Workload Resource Optimization
Partner with EKS technical leads to run experiments in development environments to accurately determine workload resource requirements.
Configuration Automation
Develop and implement automation for EKS workload configurations to ensure consistent operation within defined and acceptable parameters.
Alerting and Notification Standardization
Define and standardize alerts and notifications for all EKS workloads, creating a structured taxonomy based on compute patterns (for example, web services, event processing, and API servers).
Platform Governance and Standards
Participate in defining and documenting EKS standards and develop policies to enforce a consistent and opinionated operational model for the compute platform.
What We Look For
Deep Kubernetes Expertise
Extensive experience operating and managing large-scale Kubernetes clusters.
Operational Excellence
Proven ability to troubleshoot and resolve complex operational issues across Kubernetes and underlying infrastructure.

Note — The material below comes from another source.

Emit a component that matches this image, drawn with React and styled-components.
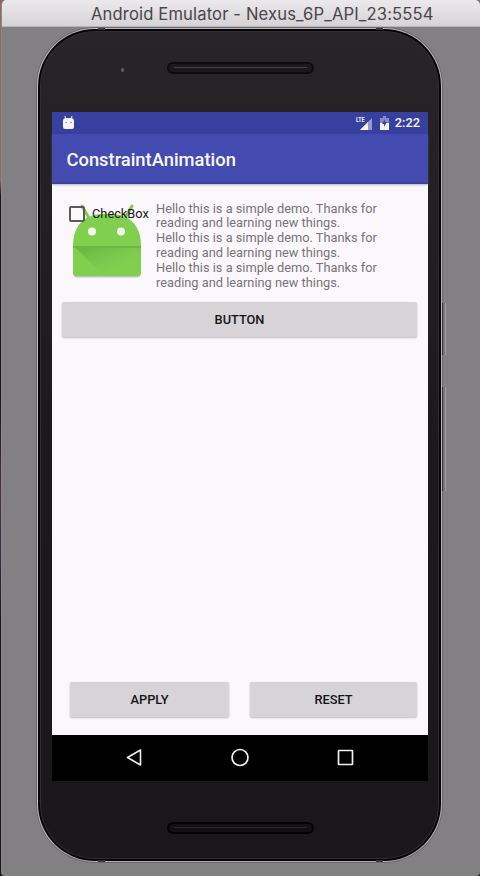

Cloud Infrastructure and Observability
Strong knowledge of cloud operations, the Kubernetes ecosystem, observability tools (such as Prometheus, Grafana, CloudWatch, and ELK), Infrastructure as Code (Terraform), and CI/CD practices (such as ArgoCD and Buildkite).
Experience with AWS or another major cloud provider is essential.
Programming Skills
Proficiency in Python, Go, or Bash.
Communication and Collaboration
Strong ability to work effectively with diverse engineering teams and communicate technical concepts clearly.
Autonomy and Documentation
Ability to independently drive operational improvements and clearly document processes for broad team adoption.